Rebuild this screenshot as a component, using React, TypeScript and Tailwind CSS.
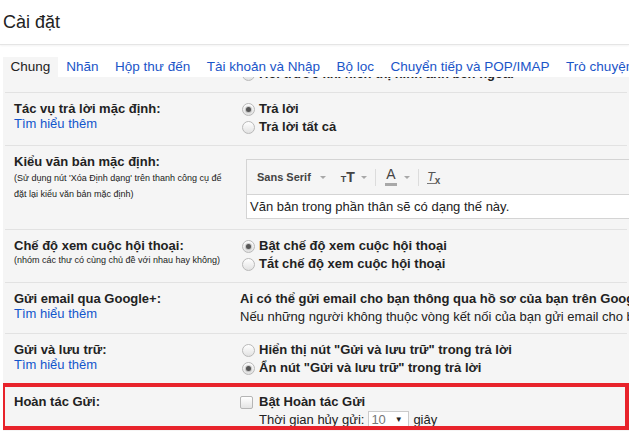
import React from 'react';

const tabs = ['Chung', 'Nhãn', 'Hộp thư đến', 'Tài khoản và Nhập', 'Bộ lọc', 'Chuyển tiếp và POP/IMAP', 'Trò chuyện'];

function Radio({ checked }: { checked?: boolean }) {
    return (
        <span className="ml-[2px] mr-[4px] flex h-[13px] w-[13px] shrink-0 items-center justify-center rounded-full border border-[#b9b9b9] bg-linear-to-b from-white to-[#e2e2e2]">
            {checked && <span className="h-[5px] w-[5px] rounded-full bg-[#555] shadow-[0_0_1px_1px_rgba(110,110,110,0.35)]" />}
        </span>
    );
}

function Option({ checked, children }: { checked?: boolean; children: React.ReactNode }) {
    return (
        <div className="flex h-[18px] items-center whitespace-nowrap text-[13px] font-bold">
            <Radio checked={checked} />
            {children}
        </div>
    );
}

function Caret() {
    return <span className="inline-block h-0 w-0 border-x-[3px] border-t-[3px] border-x-transparent border-t-[#a8a8a8]" />;
}

interface RowProps {
    left?: React.ReactNode;
    children: React.ReactNode;
    rightClass?: string;
    className?: string;
}

function Row({ left, children, rightClass = 'pt-[7px] pb-[9px]', className = '' }: RowProps) {
    return (
        <div className={`mx-[2px] flex border-b border-[#e2e2e2] pl-[9px] ${className}`}>
            <div className="w-[226px] shrink-0 pt-[8px]">{left}</div>
            <div className={`min-w-0 flex-1 ${rightClass}`}>{children}</div>
        </div>
    );
}

function Label({ children }: { children: React.ReactNode }) {
    return <div className="text-[13px] font-bold leading-[16px] whitespace-nowrap">{children}</div>;
}

function LearnMore() {
    return <div className="text-[13px] leading-[14px] text-[#15c]">Tìm hiểu thêm</div>;
}

export default function App() {
    return (
        <div className="h-[431px] w-[629px] overflow-hidden bg-white font-['Liberation_Sans',Arial,sans-serif] text-[#222]">
            {/* Header */}
            <div className="h-[45px] border-b border-[#e5e5e5] pl-[3px] pt-[10px] shadow-[0_1px_2px_rgba(0,0,0,0.05)]">
                <h1 className="text-[18px] leading-[24px]">Cài đặt</h1>
            </div>

            {/* Tabs */}
            <div className="mt-[12px] flex h-[20px] whitespace-nowrap pl-[3px] text-[13.5px] leading-[20px]">
                {tabs.map((t, i) => (
                    <div
                        key={t}
                        className={i === 0 ? 'mr-[0.5px] bg-[#f5f5f5] px-[7.5px] text-[#222]' : 'mr-[0.5px] px-[8px] text-[#1a55c8]'}
                    >
                        {t}
                    </div>
                ))}
            </div>

            {/* Settings body */}
            <div className="ml-[3px] h-[354px] overflow-hidden bg-[#f5f5f5]">
                <Row className="-mt-[37px]" left={<Label>Hình ảnh:</Label>}>
                    <Option checked>Luôn hiển thị hình ảnh bên ngoài</Option>
                    <Option>Hỏi trước khi hiển thị hình ảnh bên ngoài</Option>
                </Row>

                <Row left={<><Label>Tác vụ trả lời mặc định:</Label><LearnMore /></>}>
                    <Option checked>Trả lời</Option>
                    <Option>Trả lời tất cả</Option>
                </Row>

                <Row
                    rightClass="pt-[13px] pb-[10px]"
                    left={
                        <>
                            <Label>Kiểu văn bản mặc định:</Label>
                            <div className="whitespace-nowrap text-[9px] leading-[16px]">
                                (Sử dụng nút 'Xóa Định dạng' trên thanh công cụ để
                                <br />
                                đặt lại kiểu văn bản mặc định)
                            </div>
                        </>
                    }
                >
                    <div className="ml-[6px] w-[460px] border border-[#d4d4d4]">
                        <div className="flex h-[34px] items-center pl-[10px] text-[#444]">
                            <span className="text-[11px] font-bold">Sans Serif</span>
                            <span className="ml-[9px] flex"><Caret /></span>
                            <span className="ml-[15px] flex items-baseline font-bold leading-none">
                                <span className="text-[9px]">T</span>
                                <span className="text-[14px]">T</span>
                            </span>
                            <span className="ml-[6px] flex"><Caret /></span>
                            <span className="ml-[8px] h-[17px] w-px bg-[#dcdcdc]" />
                            <span className="ml-[9px] flex flex-col items-center">
                                <span className="text-[14px] leading-[13px]">A</span>
                                <span className="mt-[2px] h-[3px] w-[12px] bg-[#a8a8a8]" />
                            </span>
                            <span className="ml-[7px] flex"><Caret /></span>
                            <span className="ml-[8px] h-[17px] w-px bg-[#dcdcdc]" />
                            <span className="ml-[8px] flex items-end leading-none text-[#555]">
                                <span className="border-b border-[#777] text-[13px] italic">T</span>
                                <span className="-mb-[2px] text-[10px] font-bold">x</span>
                            </span>
                        </div>
                        <div className="h-[24px] border-t border-[#d4d4d4] bg-white pl-[3px] text-[13px] leading-[23px] whitespace-nowrap">
                            Văn bản trong phần thân sẽ có dạng thế này.
                        </div>
                    </div>
                </Row>

                <Row
                    left={
                        <>
                            <Label>Chế độ xem cuộc hội thoại:</Label>
                            <div className="whitespace-nowrap text-[9px] leading-[12px]">
                                (nhóm các thư có cùng chủ đề với nhau hay không)
                            </div>
                        </>
                    }
                >
                    <Option checked>Bật chế độ xem cuộc hội thoại</Option>
                    <Option>Tắt chế độ xem cuộc hội thoại</Option>
                </Row>

                <Row rightClass="pt-[7px] pb-[7px]" left={<><Label>Gửi email qua Google+:</Label><LearnMore /></>}>
                    <div className="whitespace-nowrap text-[13px] font-bold leading-[18px]">
                        Ai có thể gửi email cho bạn thông qua hồ sơ của bạn trên Google+?
                    </div>
                    <div className="whitespace-nowrap text-[13px] leading-[18px]">
                        Nếu những người không thuộc vòng kết nối của bạn gửi email cho bạn, họ sẽ cần sự chấp thuận của bạn.
                    </div>
                </Row>

                <Row rightClass="pt-[7px] pb-[8px]" left={<><Label>Gửi và lưu trữ:</Label><LearnMore /></>}>
                    <Option>Hiển thị nút "Gửi và lưu trữ" trong trả lời</Option>
                    <Option checked>Ẩn nút "Gửi và lưu trữ" trong trả lời</Option>
                </Row>

                <div className="relative">
                    <Row left={<Label>Hoàn tác Gửi:</Label>}>
                        <div className="flex h-[18px] items-center whitespace-nowrap text-[13px] font-bold">
                            <span className="mr-[6px] h-[13px] w-[13px] shrink-0 rounded-[2px] border border-[#b5b5b5] bg-linear-to-b from-white to-[#e4e4e4]" />
                            Bật Hoàn tác Gửi
                        </div>
                        <div className="flex h-[18px] items-center whitespace-nowrap pl-[19px] text-[13px]">
                            Thời gian hủy gửi:
                            <span className="ml-[4px] flex h-[18px] w-[41px] items-center border border-[#cbcbcb] bg-white pl-[2px] text-[#777]">
                                10
                                <span className="ml-[9px] text-[8px] text-[#222]">▼</span>
                            </span>
                            <span className="ml-[4px]">giây</span>
                        </div>
                    </Row>
                    {/* annotation box */}
                    <div className="pointer-events-none absolute -left-[2px] -top-[3px] right-0 h-[47px] border-4 border-[#e8232b]" />
                </div>
            </div>
        </div>
    );
}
::::
- WORK INSTRUCTIONS -
The pictures should not be reproduced; quote all of the other material exactly.

- OUTPUT BELOW -
Rebuild this screenshot as a component, using React, TypeScript and Tailwind CSS.
import React from 'react';

const tabs = ['Chung', 'Nhãn', 'Hộp thư đến', 'Tài khoản và Nhập', 'Bộ lọc', 'Chuyển tiếp và POP/IMAP', 'Trò chuyện'];

function Radio({ checked }: { checked?: boolean }) {
    return (
        <span className="ml-[2px] mr-[4px] flex h-[13px] w-[13px] shrink-0 items-center justify-center rounded-full border border-[#b9b9b9] bg-linear-to-b from-white to-[#e2e2e2]">
            {checked && <span className="h-[5px] w-[5px] rounded-full bg-[#555] shadow-[0_0_1px_1px_rgba(110,110,110,0.35)]" />}
        </span>
    );
}

function Option({ checked, children }: { checked?: boolean; children: React.ReactNode }) {
    return (
        <div className="flex h-[18px] items-center whitespace-nowrap text-[13px] font-bold">
            <Radio checked={checked} />
            {children}
        </div>
    );
}

function Caret() {
    return <span className="inline-block h-0 w-0 border-x-[3px] border-t-[3px] border-x-transparent border-t-[#a8a8a8]" />;
}

interface RowProps {
    left?: React.ReactNode;
    children: React.ReactNode;
    rightClass?: string;
    className?: string;
}

function Row({ left, children, rightClass = 'pt-[7px] pb-[9px]', className = '' }: RowProps) {
    return (
        <div className={`mx-[2px] flex border-b border-[#e2e2e2] pl-[9px] ${className}`}>
            <div className="w-[226px] shrink-0 pt-[8px]">{left}</div>
            <div className={`min-w-0 flex-1 ${rightClass}`}>{children}</div>
        </div>
    );
}

function Label({ children }: { children: React.ReactNode }) {
    return <div className="text-[13px] font-bold leading-[16px] whitespace-nowrap">{children}</div>;
}

function LearnMore() {
    return <div className="text-[13px] leading-[14px] text-[#15c]">Tìm hiểu thêm</div>;
}

export default function App() {
    return (
        <div className="h-[431px] w-[629px] overflow-hidden bg-white font-['Liberation_Sans',Arial,sans-serif] text-[#222]">
            {/* Header */}
            <div className="h-[45px] border-b border-[#e5e5e5] pl-[3px] pt-[10px] shadow-[0_1px_2px_rgba(0,0,0,0.05)]">
                <h1 className="text-[18px] leading-[24px]">Cài đặt</h1>
            </div>

            {/* Tabs */}
            <div className="mt-[12px] flex h-[20px] whitespace-nowrap pl-[3px] text-[13.5px] leading-[20px]">
                {tabs.map((t, i) => (
                    <div
                        key={t}
                        className={i === 0 ? 'mr-[0.5px] bg-[#f5f5f5] px-[7.5px] text-[#222]' : 'mr-[0.5px] px-[8px] text-[#1a55c8]'}
                    >
                        {t}
                    </div>
                ))}
            </div>

            {/* Settings body */}
            <div className="ml-[3px] h-[354px] overflow-hidden bg-[#f5f5f5]">
                <Row className="-mt-[37px]" left={<Label>Hình ảnh:</Label>}>
                    <Option checked>Luôn hiển thị hình ảnh bên ngoài</Option>
                    <Option>Hỏi trước khi hiển thị hình ảnh bên ngoài</Option>
                </Row>

                <Row left={<><Label>Tác vụ trả lời mặc định:</Label><LearnMore /></>}>
                    <Option checked>Trả lời</Option>
                    <Option>Trả lời tất cả</Option>
                </Row>

                <Row
                    rightClass="pt-[13px] pb-[10px]"
                    left={
                        <>
                            <Label>Kiểu văn bản mặc định:</Label>
                            <div className="whitespace-nowrap text-[9px] leading-[16px]">
                                (Sử dụng nút 'Xóa Định dạng' trên thanh công cụ để
                                <br />
                                đặt lại kiểu văn bản mặc định)
                            </div>
                        </>
                    }
                >
                    <div className="ml-[6px] w-[460px] border border-[#d4d4d4]">
                        <div className="flex h-[34px] items-center pl-[10px] text-[#444]">
                            <span className="text-[11px] font-bold">Sans Serif</span>
                            <span className="ml-[9px] flex"><Caret /></span>
                            <span className="ml-[15px] flex items-baseline font-bold leading-none">
                                <span className="text-[9px]">T</span>
                                <span className="text-[14px]">T</span>
                            </span>
                            <span className="ml-[6px] flex"><Caret /></span>
                            <span className="ml-[8px] h-[17px] w-px bg-[#dcdcdc]" />
                            <span className="ml-[9px] flex flex-col items-center">
                                <span className="text-[14px] leading-[13px]">A</span>
                                <span className="mt-[2px] h-[3px] w-[12px] bg-[#a8a8a8]" />
                            </span>
                            <span className="ml-[7px] flex"><Caret /></span>
                            <span className="ml-[8px] h-[17px] w-px bg-[#dcdcdc]" />
                            <span className="ml-[8px] flex items-end leading-none text-[#555]">
                                <span className="border-b border-[#777] text-[13px] italic">T</span>
                                <span className="-mb-[2px] text-[10px] font-bold">x</span>
                            </span>
                        </div>
                        <div className="h-[24px] border-t border-[#d4d4d4] bg-white pl-[3px] text-[13px] leading-[23px] whitespace-nowrap">
                            Văn bản trong phần thân sẽ có dạng thế này.
                        </div>
                    </div>
                </Row>

                <Row
                    left={
                        <>
                            <Label>Chế độ xem cuộc hội thoại:</Label>
                            <div className="whitespace-nowrap text-[9px] leading-[12px]">
                                (nhóm các thư có cùng chủ đề với nhau hay không)
                            </div>
                        </>
                    }
                >
                    <Option checked>Bật chế độ xem cuộc hội thoại</Option>
                    <Option>Tắt chế độ xem cuộc hội thoại</Option>
                </Row>

                <Row rightClass="pt-[7px] pb-[7px]" left={<><Label>Gửi email qua Google+:</Label><LearnMore /></>}>
                    <div className="whitespace-nowrap text-[13px] font-bold leading-[18px]">
                        Ai có thể gửi email cho bạn thông qua hồ sơ của bạn trên Google+?
                    </div>
                    <div className="whitespace-nowrap text-[13px] leading-[18px]">
                        Nếu những người không thuộc vòng kết nối của bạn gửi email cho bạn, họ sẽ cần sự chấp thuận của bạn.
                    </div>
                </Row>

                <Row rightClass="pt-[7px] pb-[8px]" left={<><Label>Gửi và lưu trữ:</Label><LearnMore /></>}>
                    <Option>Hiển thị nút "Gửi và lưu trữ" trong trả lời</Option>
                    <Option checked>Ẩn nút "Gửi và lưu trữ" trong trả lời</Option>
                </Row>

                <div className="relative">
                    <Row left={<Label>Hoàn tác Gửi:</Label>}>
                        <div className="flex h-[18px] items-center whitespace-nowrap text-[13px] font-bold">
                            <span className="mr-[6px] h-[13px] w-[13px] shrink-0 rounded-[2px] border border-[#b5b5b5] bg-linear-to-b from-white to-[#e4e4e4]" />
                            Bật Hoàn tác Gửi
                        </div>
                        <div className="flex h-[18px] items-center whitespace-nowrap pl-[19px] text-[13px]">
                            Thời gian hủy gửi:
                            <span className="ml-[4px] flex h-[18px] w-[41px] items-center border border-[#cbcbcb] bg-white pl-[2px] text-[#777]">
                                10
                                <span className="ml-[9px] text-[8px] text-[#222]">▼</span>
                            </span>
                            <span className="ml-[4px]">giây</span>
                        </div>
                    </Row>
                    {/* annotation box */}
                    <div className="pointer-events-none absolute -left-[2px] -top-[3px] right-0 h-[47px] border-4 border-[#e8232b]" />
                </div>
            </div>
        </div>
    );
}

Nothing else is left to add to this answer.